Accounting researchers have known for a long time that the quality of a public firm’s financial reporting (i.e., the value relevance and accuracy of the financial statements) is important to firm’s cost of capital. When firm financial information is opaque, investors tend to demand a higher risk premium for a given investment amount; investors are trying to protect themselves from the firm’s uncertain condition. Relatedly, when investors are better informed about a company’s financial performance, they demand a smaller risk premium. But investors aren’t the only group that interacts with firms. In fact, financial reporting quality plausibly could matter to anyone who has a stake in a firm. In new co-authored research, Malik asks how employees respond to their employers’ financial reporting quality. More specifically, Malik tests if employees demand a wage premium when their employers’ have firm financial reporting quality. The answer to this question isn’t obvious: investors know to distinguish between a firm’s fundamental performance and the quality of its information. Do employees do the same?
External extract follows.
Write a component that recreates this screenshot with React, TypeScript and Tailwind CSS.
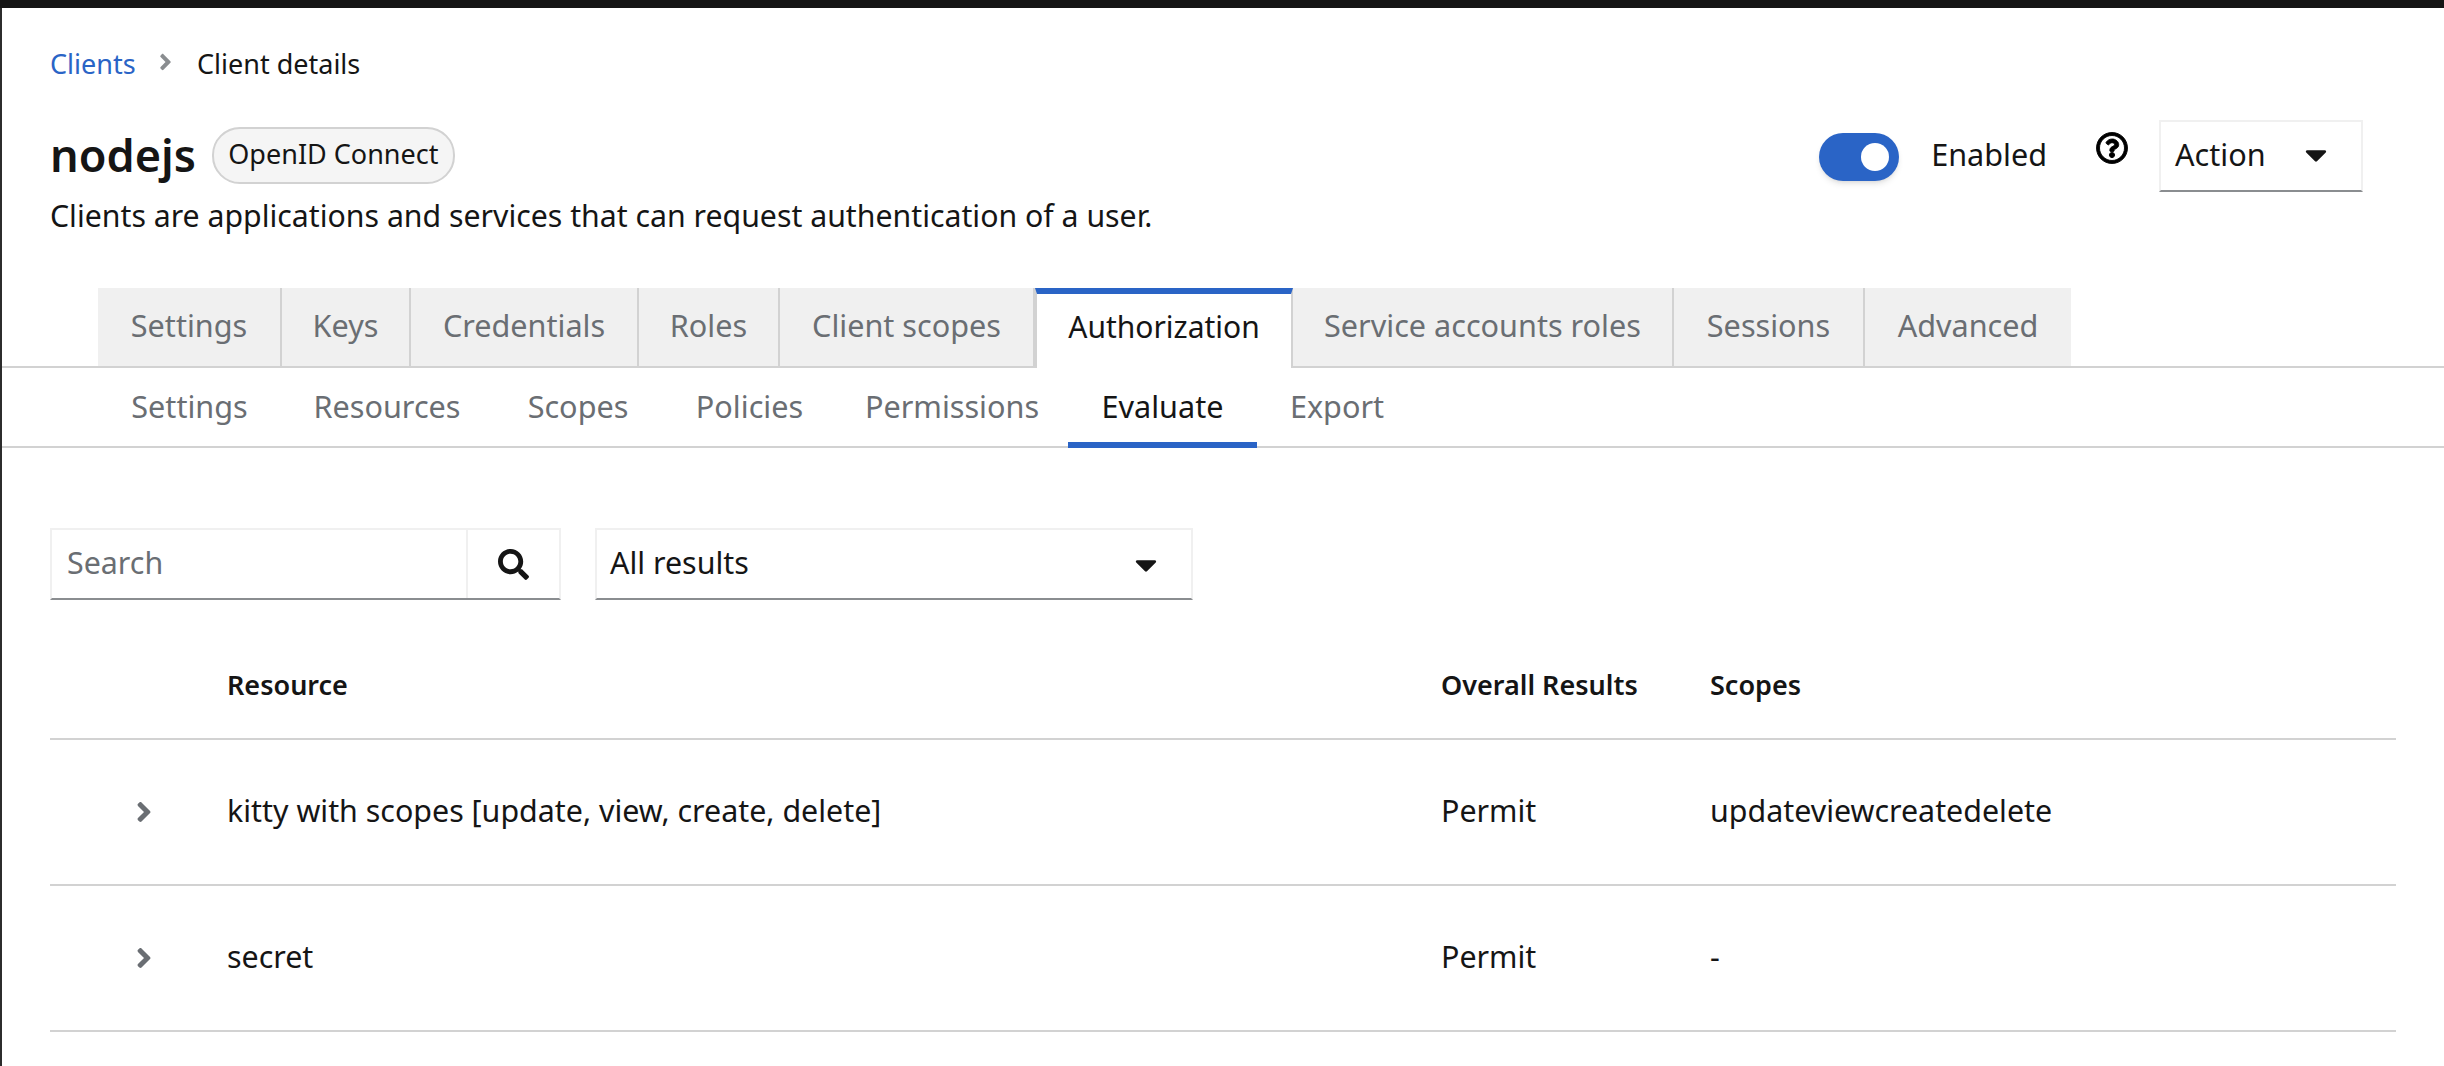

In fact, they do. Malik finds that employees demand a wage premium for their employers’ poor financial reporting quality. They appear to do so for two reasons. First, poor financial reporting quality is linked to cycles of over and under investment, which are associated with painful layoffs and corporate reorganizations. Second, poor financial reporting quality suggests that the firm does a bad job of tracking internal metrics, which are relevant to employee compensation. These results are among the first to establish that financial reporting quality engenders a cost of labor, a corollary to the cost of capital.

Why does this matter? Regulators are perennially debating if they should mandate improvements to financial reporting quality of public firms. All recommendations are evaluated using a cost-benefit calculus. Until now, almost all of that assessment was based on the costs and benefits borne by investors. Malik’s research suggests that there are heretofore unstudied costs of bad financial reporting quality. If regulators keep these costs in mind, we might see some different recommendation in the coming years.

Sara Malik is an Assistant Professor in the David Eccles School of Business School of Accounting.